La pièce de théâtre jouée devant le roi Claudius
Si Polonius est biffé, Hamlet caricaturé, Claudius a perdu toute l'ambiguité qui faisait indubitablement la richesse du personnage. Alors que dans la pièce, il n'avoue jamais le crime dont on l'accuse, à l'exception de la fameuse scène de la prière (mais que l'on pourrait discuter), chez Ambroise Thomas, Claudius n'a de cesse de mettre en garde son épouse Gertrude, contre la tentation de tout révéler à son fils. "Il ne sait rien...", lui dit-il à maintes reprises, pour la rassurer. Alors que le lecteur de la tragédie se demande constamment si Claudius est le véritable criminel, ici on nous simplifie la tâche, on rase les aspérités, on ampute le texte de son caractère équivoque.

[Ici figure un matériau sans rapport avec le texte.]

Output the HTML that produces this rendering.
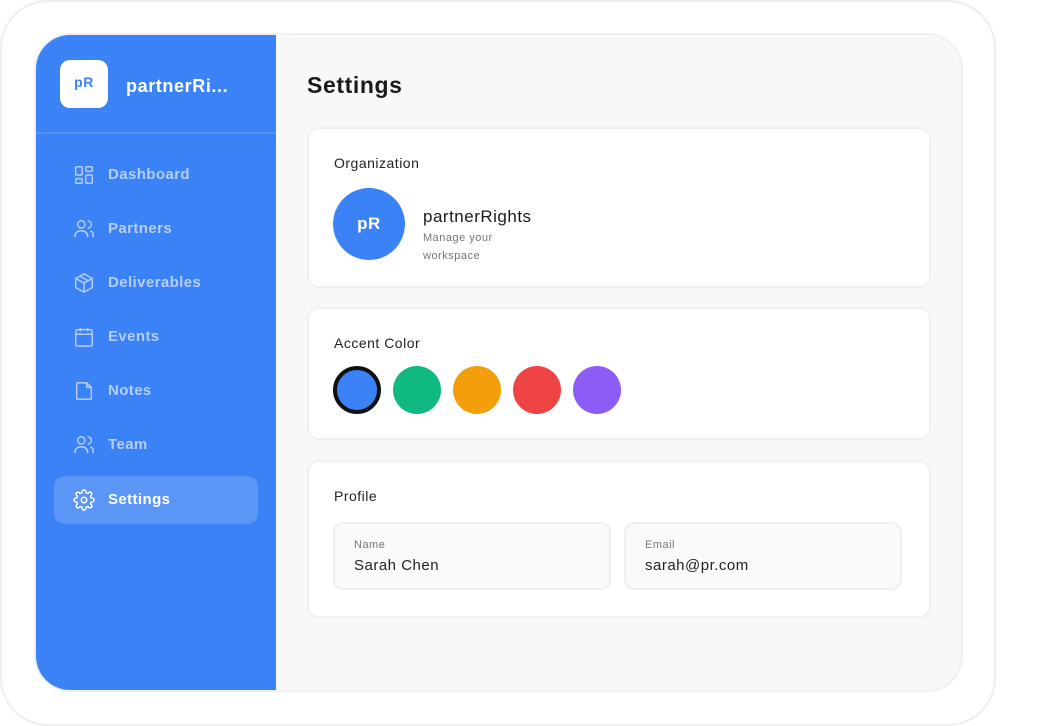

En un mot, on lui retire arbitrairement son mystère, l'essence de son charme. Hollywood avant Hollywood. Les librettistes s'arrogent donc le droit d'extrapoler, de faire dire au personnage ce qu'il ne dit pas, en lui prêtant des réactions qu'il n'a pas. Prenons l'exemple de la fameuse scène où Hamlet invite des acteurs à jouer devant le couple royal et la Cour, "le meurtre de Gonzague". L'idée n'est pas de distraire Claudius, mais de profiter de l'émotion suscitée par la pantomime, pour lui faire avouer l'inavouable. On constate que le piège fonctionne merveilleusement, Claudius est bouleversé. Sauf que dans le texte de Shakespeare, Claudius ne réagit pas à la pantomime. Il reste muet (c'est un mystère de plus évoqué par Pierre Bayard dans un essai brillantissime sur "Hamlet"). En revanche, à la pièce de théâtre qui suit, il ne peut s'empêcher de réagir vertement en condamnant le spectacle. On attribue donc au personnage, un comportement qu'il n'a pas eu. C'est un contresens de plus. En somme, l'opéra d'Ambroise Thomas est, qu'il s’agisse des personnages principaux, de l'intrigue, ou de la restitution des scènes, une trahison sur toute la ligne.